Bitcoin price prediction vs. portfolio reality: how to use the thesis
Headlines often collapse this discussion into a simple Bitcoin price prediction, but investors can get more value by translating the idea into positioning rules. Hayes is effectively saying: if war risk drives oil higher and destabilizes rates, the Fed may have to prioritize stability, and BTC could re-rate sharply as liquidity returns. That’s a scenario analysis, not a guarantee.
A practical approach is to treat this as a probability-weighted outcome. Ask: what’s the likelihood of an oil-driven inflation bump without financial instability (hawkish hold), versus an oil-driven shock that breaks something (dovish pivot)? Then size exposure so you can hold through both paths without being forced out.
Concretely, consider separating:
– Core BTC allocation you can hold through drawdowns (time horizon measured in years)
– Tactical exposure that you add when liquidity indicators improve (weeks to months)
– Risk controls like maximum leverage, predefined invalidation points, and liquidity buffers
I also think it’s worth acknowledging that Bitcoin can lag during the messy middle. In periods where yields jump and the dollar strengthens, BTC may not immediately behave like a hedge. The thesis hinges on the policy response, and markets can take time to “believe” that response is coming.
What could invalidate the bullish liquidity narrative?

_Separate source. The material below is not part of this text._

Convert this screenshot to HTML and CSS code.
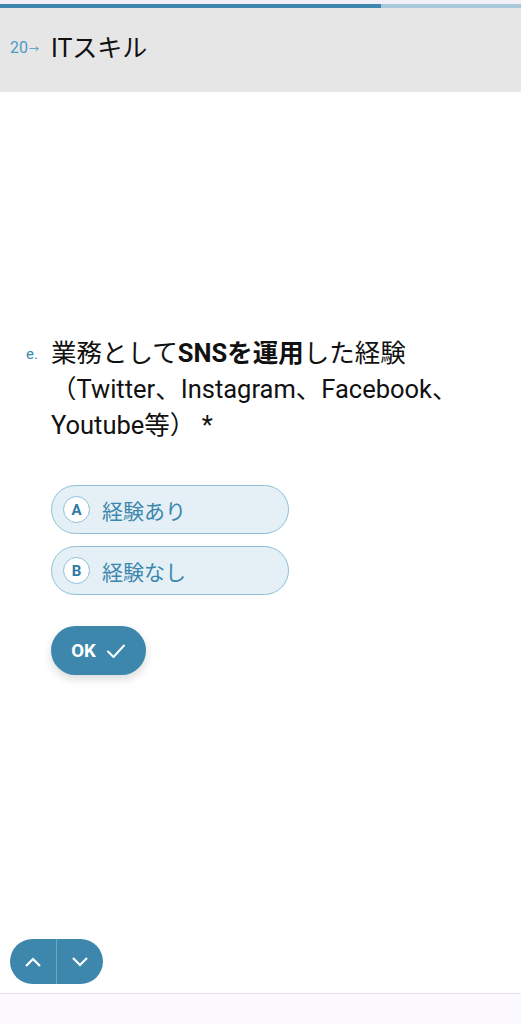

The clean version of the story is: war fears → oil spikes → bond stress → Fed liquidity → Bitcoin rallies. Reality is rarely that linear. Several counterforces could delay or weaken the outcome, even if geopolitical risk remains elevated.
First, the Fed may choose to tolerate more market volatility than investors expect, especially if inflation is still above target and the labor market remains firm. Second, fiscal policy and global central banks matter too; if global dollar liquidity tightens due to foreign demand for dollars or risk-off capital flows, BTC can struggle even if the Fed sounds slightly softer.
Third, crypto has its own internal cycles: leverage flushes, regulatory surprises, exchange-specific issues, and shifting institutional flows can overpower macro narratives in the short run. A liquidity wave is not a magic wand if positioning is already crowded or if risk appetite is damaged.
The way I frame it: Fed liquidity is a powerful tailwind, but it’s not the only wind. If you’re using Hayes’ thesis, it helps to pair it with basic market hygiene—avoid excessive leverage, watch liquidity in crypto venues, and don’t ignore the possibility that the first move is down before it’s up.
Conclusion: a useful framework, not a one-line trade
Fed liquidity may return amid U.S.–Iran war fears, and Arthur Hayes thinks Bitcoin benefits because policy makers historically step in when market functioning is threatened—especially if oil shocks spill into bond volatility. The most actionable takeaway isn’t a single price target; it’s a monitoring framework: track oil, yields, inflation expectations, and bond volatility (including the MOVE Index) for early signs that a stability-driven pivot is approaching.
If those indicators start pointing in the same direction—rising stress, tightening conditions, and a softening policy tone—Bitcoin may regain its familiar role as a high-beta beneficiary of easier liquidity. Until then, patience and position sizing are part of the edge, not a distraction from it.